Problem to work on:
Leave out the pictures and transcribe everything else exactly.

Given data:
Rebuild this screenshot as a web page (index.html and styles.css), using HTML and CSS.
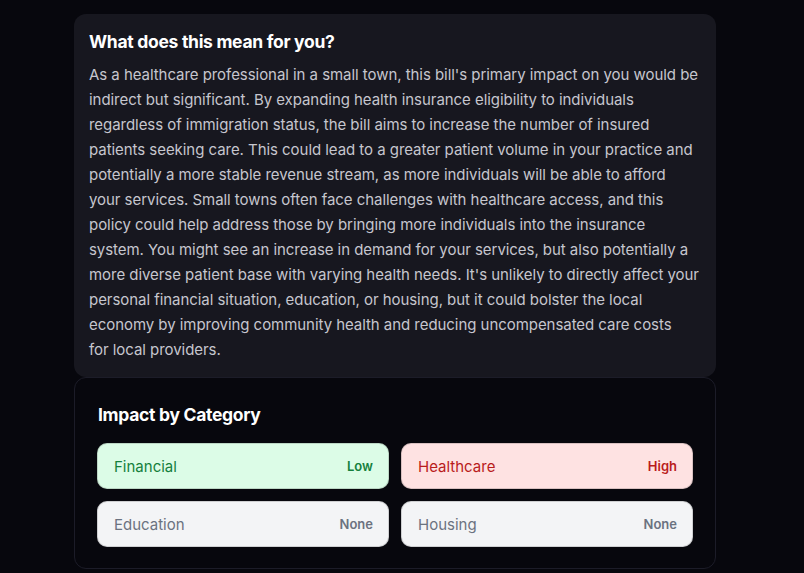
FILE: index.html
```html
<!DOCTYPE html>
<html lang="en">
<head>
    <meta charset="UTF-8">
    <meta name="viewport" content="width=device-width, initial-scale=1.0">
    <title>Bill Impact</title>
<link rel="stylesheet" href="styles.css">
</head>
<body>
    <div class="page">
        <!-- Personal summary -->
        <div class="summary">
            <h2>What does this mean for you?</h2>
            <p>As a healthcare professional in a small town, this bill's primary impact on you would be indirect but significant. By expanding health insurance eligibility to individuals regardless of immigration status, the bill aims to increase the number of insured patients seeking care. This could lead to a greater patient volume in your practice and potentially a more stable revenue stream, as more individuals will be able to afford your services. Small towns often face challenges with healthcare access, and this policy could help address those by bringing more individuals into the insurance system. You might see an increase in demand for your services, but also potentially a more diverse patient base with varying health needs. It's unlikely to directly affect your personal financial situation, education, or housing, but it could bolster the local economy by improving community health and reducing uncompensated care costs for&nbsp;local&nbsp;providers.</p>
        </div>

        <!-- Impact by category -->
        <div class="impact">
            <h2>Impact by Category</h2>
            <div class="grid">
                <div class="pill low"><span class="name">Financial</span><span class="level">Low</span></div>
                <div class="pill high"><span class="name">Healthcare</span><span class="level">High</span></div>
                <div class="pill none"><span class="name">Education</span><span class="level">None</span></div>
                <div class="pill none"><span class="name">Housing</span><span class="level">None</span></div>
            </div>
        </div>
    </div>
</body>
</html>
```

FILE: styles.css
```css
body {
    margin: 0;
    background-color: #07070d;
    font-family: "Inter", "Noto Sans", sans-serif;
    color: #fff;
}

.page {
    width: 642px;
    padding-top: 14px;
    margin-left: 74px;
}

h2 {
    margin: 0;
    font-size: 17.5px;
    line-height: 28px;
    font-weight: 700;
    letter-spacing: -0.3px;
    color: #fff;
}

.summary {
    background-color: #17171f;
    border-radius: 12px;
    padding: 14px 15px 15px 15px;
}

.summary p {
    margin: 6px 0 0 0;
    font-size: 15px;
    line-height: 25px;
    letter-spacing: -0.05px;
    color: #c6c6ce;
}

.impact {
    border: 1px solid #1c1c28;
    border-radius: 12px;
    padding: 23px 22px 21px 22px;
}

.impact h2 {
    margin-left: 1px;
}

.grid {
    margin-top: 14px;
    display: grid;
    grid-template-columns: 1fr 1fr;
    gap: 12px;
}

.pill {
    height: 46px;
    box-sizing: border-box;
    border-radius: 10px;
    padding: 0 15px 0 16px;
    display: flex;
    align-items: center;
    justify-content: space-between;
    border: 1px solid rgba(0, 0, 0, 0.15);
}

.pill .name {
    font-size: 15px;
}

.pill .level {
    font-size: 13px;
    font-weight: 600;
}

.low {
    background-color: #dcfce7;
    color: #15803d;
}

.high {
    background-color: #fee2e2;
    color: #b91c1c;
}

.none {
    background-color: #f3f4f6;
    color: #6b7280;
}
```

Expected answer:
Rebuild this screenshot as a web page (index.html and styles.css), using HTML and CSS.
FILE: index.html
```html
<!DOCTYPE html>
<html lang="en">
<head>
    <meta charset="UTF-8">
    <meta name="viewport" content="width=device-width, initial-scale=1.0">
    <title>Bill Impact</title>
<link rel="stylesheet" href="styles.css">
</head>
<body>
    <div class="page">
        <!-- Personal summary -->
        <div class="summary">
            <h2>What does this mean for you?</h2>
            <p>As a healthcare professional in a small town, this bill's primary impact on you would be indirect but significant. By expanding health insurance eligibility to individuals regardless of immigration status, the bill aims to increase the number of insured patients seeking care. This could lead to a greater patient volume in your practice and potentially a more stable revenue stream, as more individuals will be able to afford your services. Small towns often face challenges with healthcare access, and this policy could help address those by bringing more individuals into the insurance system. You might see an increase in demand for your services, but also potentially a more diverse patient base with varying health needs. It's unlikely to directly affect your personal financial situation, education, or housing, but it could bolster the local economy by improving community health and reducing uncompensated care costs for&nbsp;local&nbsp;providers.</p>
        </div>

        <!-- Impact by category -->
        <div class="impact">
            <h2>Impact by Category</h2>
            <div class="grid">
                <div class="pill low"><span class="name">Financial</span><span class="level">Low</span></div>
                <div class="pill high"><span class="name">Healthcare</span><span class="level">High</span></div>
                <div class="pill none"><span class="name">Education</span><span class="level">None</span></div>
                <div class="pill none"><span class="name">Housing</span><span class="level">None</span></div>
            </div>
        </div>
    </div>
</body>
</html>
```

FILE: styles.css
```css
body {
    margin: 0;
    background-color: #07070d;
    font-family: "Inter", "Noto Sans", sans-serif;
    color: #fff;
}

.page {
    width: 642px;
    padding-top: 14px;
    margin-left: 74px;
}

h2 {
    margin: 0;
    font-size: 17.5px;
    line-height: 28px;
    font-weight: 700;
    letter-spacing: -0.3px;
    color: #fff;
}

.summary {
    background-color: #17171f;
    border-radius: 12px;
    padding: 14px 15px 15px 15px;
}

.summary p {
    margin: 6px 0 0 0;
    font-size: 15px;
    line-height: 25px;
    letter-spacing: -0.05px;
    color: #c6c6ce;
}

.impact {
    border: 1px solid #1c1c28;
    border-radius: 12px;
    padding: 23px 22px 21px 22px;
}

.impact h2 {
    margin-left: 1px;
}

.grid {
    margin-top: 14px;
    display: grid;
    grid-template-columns: 1fr 1fr;
    gap: 12px;
}

.pill {
    height: 46px;
    box-sizing: border-box;
    border-radius: 10px;
    padding: 0 15px 0 16px;
    display: flex;
    align-items: center;
    justify-content: space-between;
    border: 1px solid rgba(0, 0, 0, 0.15);
}

.pill .name {
    font-size: 15px;
}

.pill .level {
    font-size: 13px;
    font-weight: 600;
}

.low {
    background-color: #dcfce7;
    color: #15803d;
}

.high {
    background-color: #fee2e2;
    color: #b91c1c;
}

.none {
    background-color: #f3f4f6;
    color: #6b7280;
}
```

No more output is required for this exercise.